Records contained in a dataset:
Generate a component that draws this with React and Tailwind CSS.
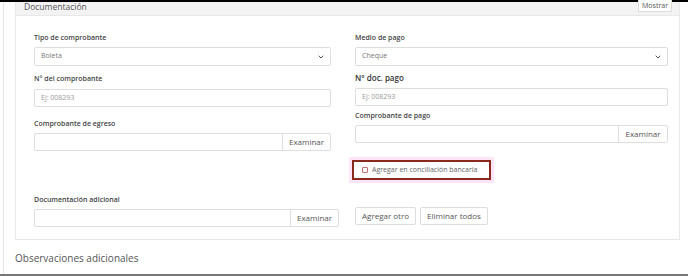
import React from 'react';

const font = "font-['Open_Sans',_'Noto_Sans',_sans-serif]";

function Label({ children, big }) {
  return (
    <div className={big ? "h-[10px] text-[8px] leading-[10px] font-semibold text-[#333]" : "h-[10px] text-[7px] leading-[10px] font-semibold text-[#444]"}>
      {children}
    </div>
  );
}

function Select({ value }) {
  return (
    <div className="h-[19px] border border-[#dedede] rounded-[2px] flex items-center justify-between pl-[6px] pr-[6px] text-[7px] text-[#777]">
      <span>{value}</span>
      <svg width="6" height="4" viewBox="0 0 6 4" fill="none">
        <path d="M1 1l2 2 2-2" stroke="#555" strokeWidth="1" strokeLinecap="round" />
      </svg>
    </div>
  );
}

function TextInput({ placeholder }) {
  return (
    <div className="h-[18px] border border-[#dedede] rounded-[2px] flex items-center pl-[6px] text-[7px] text-[#9a9a9a]">
      {placeholder}
    </div>
  );
}

function FileInput({ btnW = 'w-[48px]' }) {
  return (
    <div className="h-[18px] border border-[#dedede] rounded-[2px] flex">
      <div className="flex-1" />
      <div className={`${btnW} border-l border-[#dedede] flex items-center justify-center text-[8px] text-[#555]`}>
        Examinar
      </div>
    </div>
  );
}

export default function App() {
  return (
    <div className={`w-[688px] h-[276px] bg-white flex flex-col overflow-hidden ${font}`}>
      <div className="h-[2px] bg-black shrink-0" />
      <div className="flex-1 ml-[3px] border-l border-[#e6e6e6] pl-[11px] pr-[8px] flex flex-col">
        {/* Documentación card */}
        <div className="w-[665px] h-[238px] border border-[#e8e8e8] border-t-0 flex flex-col">
          <div className="h-[14px] bg-[#f3f3f3] border-b border-[#e8e8e8] flex justify-between pl-[8px] pr-[7px]">
            <span className="text-[8.5px] leading-[9px] text-[#555]">Documentación</span>
            <div className="-mt-[2px] h-[12px] px-[3px] bg-white border border-[#dcdcdc] border-t-0 text-[7px] leading-[11px] text-[#555]">
              Mostrar
            </div>
          </div>
          <div className="flex pl-[18px] pt-[17px]">
            {/* left column */}
            <div className="w-[305px] flex flex-col">
              <div className="w-[297px]">
                <Label>Tipo de comprobante</Label>
                <div className="mt-[4px]"><Select value="Boleta" /></div>
                <div className="mt-[8px]"><Label>N° del comprobante</Label></div>
                <div className="mt-[5px]"><TextInput placeholder="Ej: 008293" /></div>
                <div className="mt-[12px]"><Label>Comprobante de egreso</Label></div>
                <div className="mt-[4px]"><FileInput /></div>
              </div>
              <div className="mt-[44px]"><Label>Documentación adicional</Label></div>
              <div className="mt-[4px]"><FileInput /></div>
            </div>
            {/* right column */}
            <div className="w-[313px] ml-[16px] flex flex-col">
              <Label>Medio de pago</Label>
              <div className="mt-[4px]"><Select value="Cheque" /></div>
              <div className="mt-[7px]"><Label big>N° doc. pago</Label></div>
              <div className="mt-[5px]"><TextInput placeholder="Ej: 008293" /></div>
              <div className="mt-[5px]"><Label>Comprobante de pago</Label></div>
              <div className="mt-[4px]"><FileInput btnW="w-[49px]" /></div>
              <div className="mt-[17px] -ml-[3px] w-[139px] h-[20px] border-2 border-[#8a2a1f] shadow-[0_0_0_3px_#fde4f6] flex items-center pl-[8px] gap-[4px]">
                <div className="w-[6px] h-[6px] border border-[#c07070] rounded-[1px]" />
                <span className="text-[7px] text-[#666]">Agregar en conciliación bancaria</span>
              </div>
              <div className="mt-[27px] flex gap-[4px]">
                <div className="h-[18px] px-[6px] border border-[#dedede] rounded-[2px] flex items-center text-[8px] text-[#555]">Agregar otro</div>
                <div className="h-[18px] px-[6px] border border-[#dedede] rounded-[2px] flex items-center text-[8px] text-[#555]">Eliminar todos</div>
              </div>
            </div>
          </div>
        </div>
        <div className="mt-[11px] text-[10px] leading-[14px] text-[#555]">Observaciones adicionales</div>
      </div>
      <div className="h-[2px] bg-[#777] shrink-0" />
    </div>
  );
}
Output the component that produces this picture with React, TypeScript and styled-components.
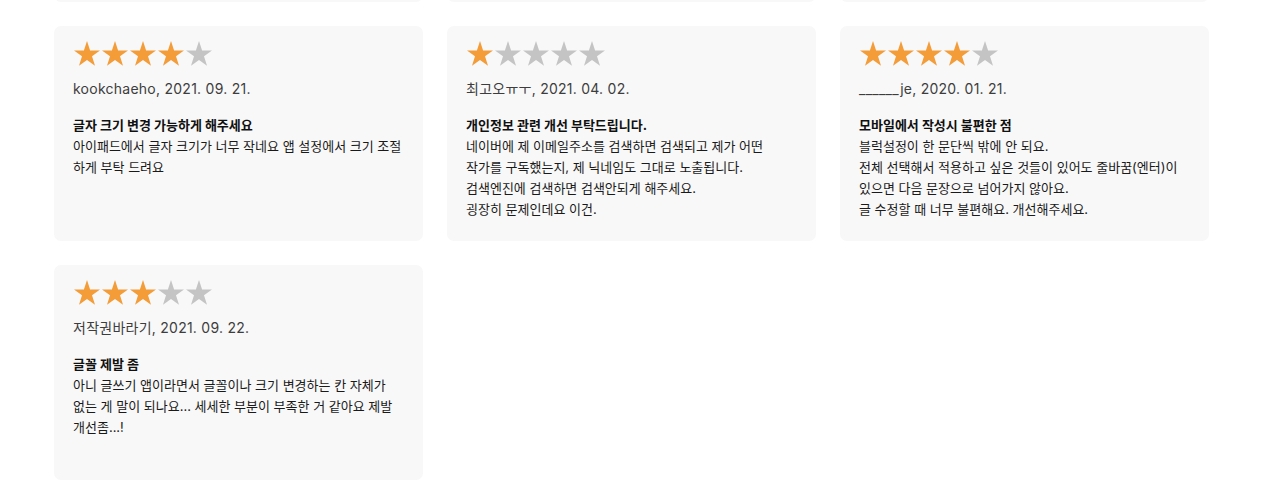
import React from "react";
import styled, { createGlobalStyle } from "styled-components";

const Global = createGlobalStyle`
  html, body { margin: 0; padding: 0; background: #ffffff; }
  body { font-family: "Inter", "Noto Sans CJK KR", sans-serif; overflow: hidden; }
`;

const Page = styled.div`
  height: 492px;
  overflow: hidden;
  padding-left: 54px;
`;

const Grid = styled.div`
  display: grid;
  grid-template-columns: repeat(3, 369px);
  grid-auto-rows: 215px;
  gap: 24px;
  margin-top: -213px;
`;

const Card = styled.div`
  background: #f8f8f8;
  border-radius: 7px;
  padding: 14px 19px;
  box-sizing: border-box;
  display: flex;
  flex-direction: column;
`;

const Stars = styled.div`
  display: flex;
  height: 28px;
`;

const Author = styled.div`
  margin-top: 11px;
  font-size: 14px;
  line-height: 20px;
  color: #3d3d3d;
  letter-spacing: 0.25px;
`;

const Title = styled.div`
  margin-top: 16px;
  font-size: 13px;
  line-height: 21px;
  font-weight: 700;
  color: #111;
`;

const Body = styled.div`
  font-size: 13px;
  line-height: 21px;
  color: #1a1a1a;
  white-space: pre-line;
`;

const Star = ({ on }: { on: boolean }) => (
  <svg width="28" height="28" viewBox="0 0 28 28">
    <polygon
      points="14,1 17.1,10.4 27,10.4 19,16.3 22,25.8 14,20 6,25.8 9,16.3 1,10.4 10.9,10.4"
      fill={on ? "#f39c38" : "#c4c4c4"}
    />
  </svg>
);

type Review = { rating: number; author: string; date: string; title: string; body: string };

const reviews: Review[] = [
  {
    rating: 4,
    author: "kookchaeho",
    date: "2021. 09. 21.",
    title: "글자 크기 변경 가능하게 해주세요",
    body: "아이패드에서 글자 크기가 너무 작네요 앱 설정에서 크기 조절\n하게 부탁 드려요",
  },
  {
    rating: 1,
    author: "최고오ㅠㅜ",
    date: "2021. 04. 02.",
    title: "개인정보 관련 개선 부탁드립니다.",
    body:
      "네이버에 제 이메일주소를 검색하면 검색되고 제가 어떤\n작가를 구독했는지, 제 닉네임도 그대로 노출됩니다.\n검색엔진에 검색하면 검색안되게 해주세요.\n굉장히 문제인데요 이건.",
  },
  {
    rating: 4,
    author: "______je",
    date: "2020. 01. 21.",
    title: "모바일에서 작성시 불편한 점",
    body:
      "블럭설정이 한 문단씩 밖에 안 되요.\n전체 선택해서 적용하고 싶은 것들이 있어도 줄바꿈(엔터)이\n있으면 다음 문장으로 넘어가지 않아요.\n글 수정할 때 너무 불편해요. 개선해주세요.",
  },
  {
    rating: 3,
    author: "저작권바라기",
    date: "2021. 09. 22.",
    title: "글꼴 제발 좀",
    body:
      "아니 글쓰기 앱이라면서 글꼴이나 크기 변경하는 칸 자체가\n없는 게 말이 되나요... 세세한 부분이 부족한 거 같아요 제발\n개선좀...!",
  },
];

const ReviewCard = ({ r }: { r: Review }) => (
  <Card>
    <Stars>
      {[0, 1, 2, 3, 4].map((i) => (
        <Star key={i} on={i < r.rating} />
      ))}
    </Stars>
    <Author>
      {r.author}, {r.date}
    </Author>
    <Title>{r.title}</Title>
    <Body>{r.body}</Body>
  </Card>
);

export default function App() {
  return (
    <>
      <Global />
      <Page>
        <Grid>
          <Card />
          <Card />
          <Card />
          {reviews.map((r, i) => (
            <ReviewCard key={i} r={r} />
          ))}
        </Grid>
      </Page>
    </>
  );
}
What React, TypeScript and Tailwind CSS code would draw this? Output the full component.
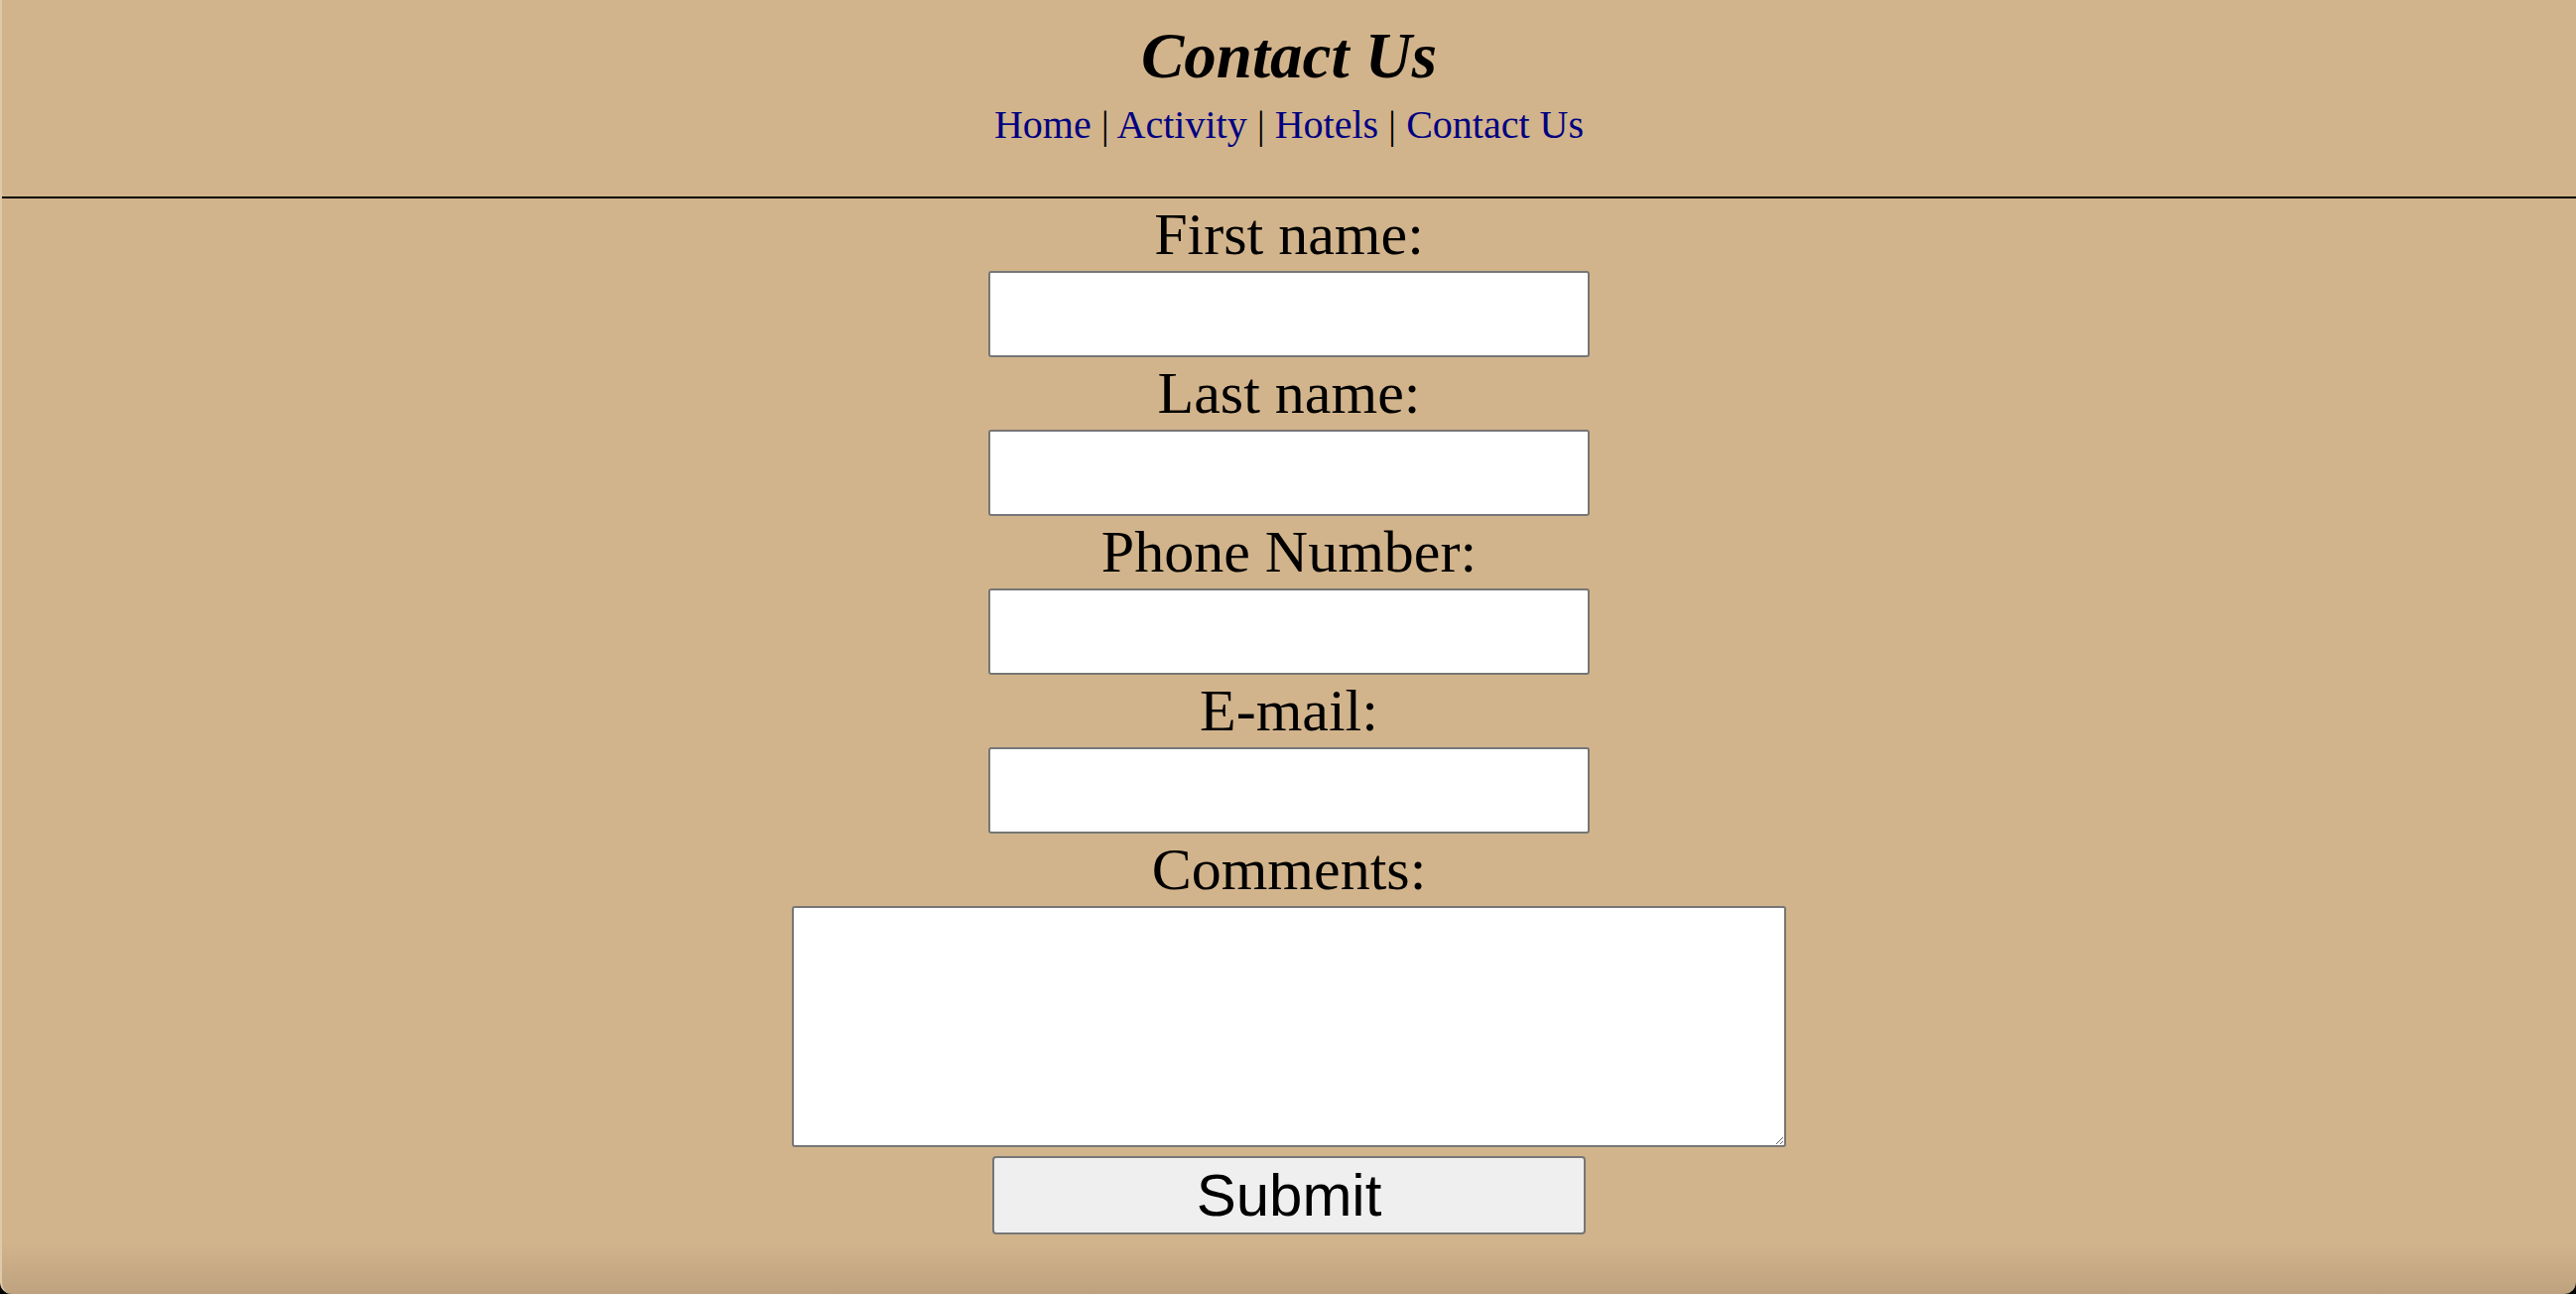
import { Fragment } from "react";

// Contact form page: tan background, centered header and stacked form fields
const navLinks = ["Home", "Activity", "Hotels", "Contact Us"];

const fields = ["First name:", "Last name:", "Phone Number:", "E-mail:"];

function Header() {
  return (
    <header className="flex flex-col items-center pt-[19px] pb-[49px] border-b-2 border-black">
      <h1 className="text-[65px] leading-[75px] font-bold italic text-black">Contact Us</h1>
      <nav className="mt-[9px] text-[40px] leading-[46px] text-black">
        {navLinks.map((link, i) => (
          <Fragment key={link}>
            {i > 0 && " | "}
            <a href="#" className="text-[#000080]">
              {link}
            </a>
          </Fragment>
        ))}
      </nav>
    </header>
  );
}

function ContactForm() {
  return (
    <form className="flex flex-col items-center" onSubmit={(e) => e.preventDefault()}>
      {fields.map((label) => (
        <Fragment key={label}>
          <label className="text-[60px] leading-[73px] text-black">{label}</label>
          <input
            type="text"
            className="w-[606px] h-[87px] bg-white border-2 border-[#767676] rounded-[3px] outline-none"
          />
        </Fragment>
      ))}

      {/* Comments */}
      <label className="text-[60px] leading-[73px] text-black">Comments:</label>
      <textarea className="block w-[1002px] h-[243px] bg-white border-2 border-[#767676] rounded-[3px] outline-none" />

      <button
        type="submit"
        className="mt-[9px] w-[598px] h-[79px] bg-[#efefef] border-2 border-[#767676] rounded-[4px] text-[60px] leading-none text-black font-['Liberation_Sans',Arial,sans-serif]"
      >
        Submit
      </button>
    </form>
  );
}

export default function App() {
  return (
    <div className="h-[1304px] bg-black">
      <div className="h-full rounded-b-[12px] border-l-2 border-[#e0c9a8] bg-linear-to-b from-[#d2b48c] from-[96%] to-[#bea27f] font-['Liberation_Serif','Times_New_Roman',serif] overflow-hidden">
        <Header />
        <ContactForm />
      </div>
    </div>
  );
}
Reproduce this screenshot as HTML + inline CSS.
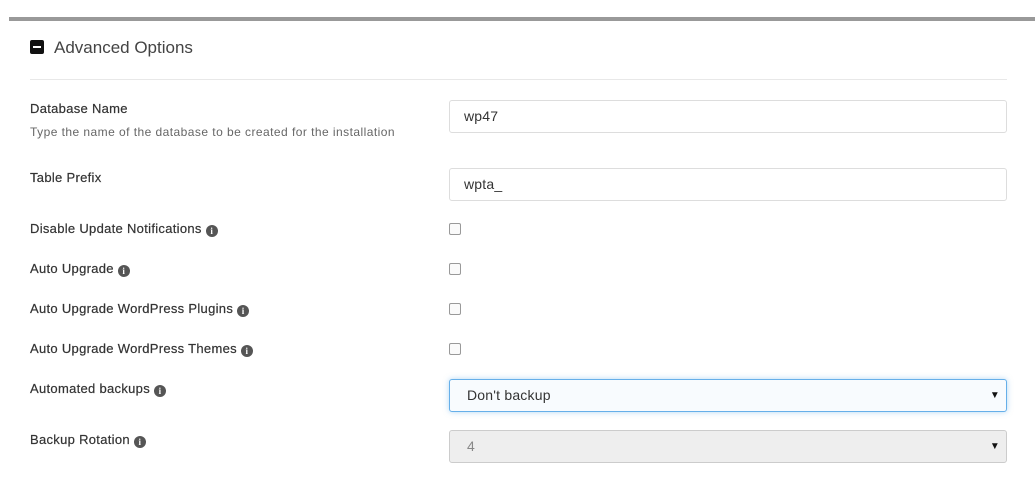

-- What you have to do --
Keep to the lines above from the line with "Output the component" to the line with "number; author: string;", and set down exactly those, inclusive, with nothing else and every picture left out.

-- Reply to the task --
Output the component that produces this picture with React, TypeScript and styled-components.
import React from "react";
import styled, { createGlobalStyle } from "styled-components";

const Global = createGlobalStyle`
  html, body { margin: 0; padding: 0; background: #ffffff; }
  body { font-family: "Inter", "Noto Sans CJK KR", sans-serif; overflow: hidden; }
`;

const Page = styled.div`
  height: 492px;
  overflow: hidden;
  padding-left: 54px;
`;

const Grid = styled.div`
  display: grid;
  grid-template-columns: repeat(3, 369px);
  grid-auto-rows: 215px;
  gap: 24px;
  margin-top: -213px;
`;

const Card = styled.div`
  background: #f8f8f8;
  border-radius: 7px;
  padding: 14px 19px;
  box-sizing: border-box;
  display: flex;
  flex-direction: column;
`;

const Stars = styled.div`
  display: flex;
  height: 28px;
`;

const Author = styled.div`
  margin-top: 11px;
  font-size: 14px;
  line-height: 20px;
  color: #3d3d3d;
  letter-spacing: 0.25px;
`;

const Title = styled.div`
  margin-top: 16px;
  font-size: 13px;
  line-height: 21px;
  font-weight: 700;
  color: #111;
`;

const Body = styled.div`
  font-size: 13px;
  line-height: 21px;
  color: #1a1a1a;
  white-space: pre-line;
`;

const Star = ({ on }: { on: boolean }) => (
  <svg width="28" height="28" viewBox="0 0 28 28">
    <polygon
      points="14,1 17.1,10.4 27,10.4 19,16.3 22,25.8 14,20 6,25.8 9,16.3 1,10.4 10.9,10.4"
      fill={on ? "#f39c38" : "#c4c4c4"}
    />
  </svg>
);

type Review = { rating: number; author: string; date: string; title: string; body: string };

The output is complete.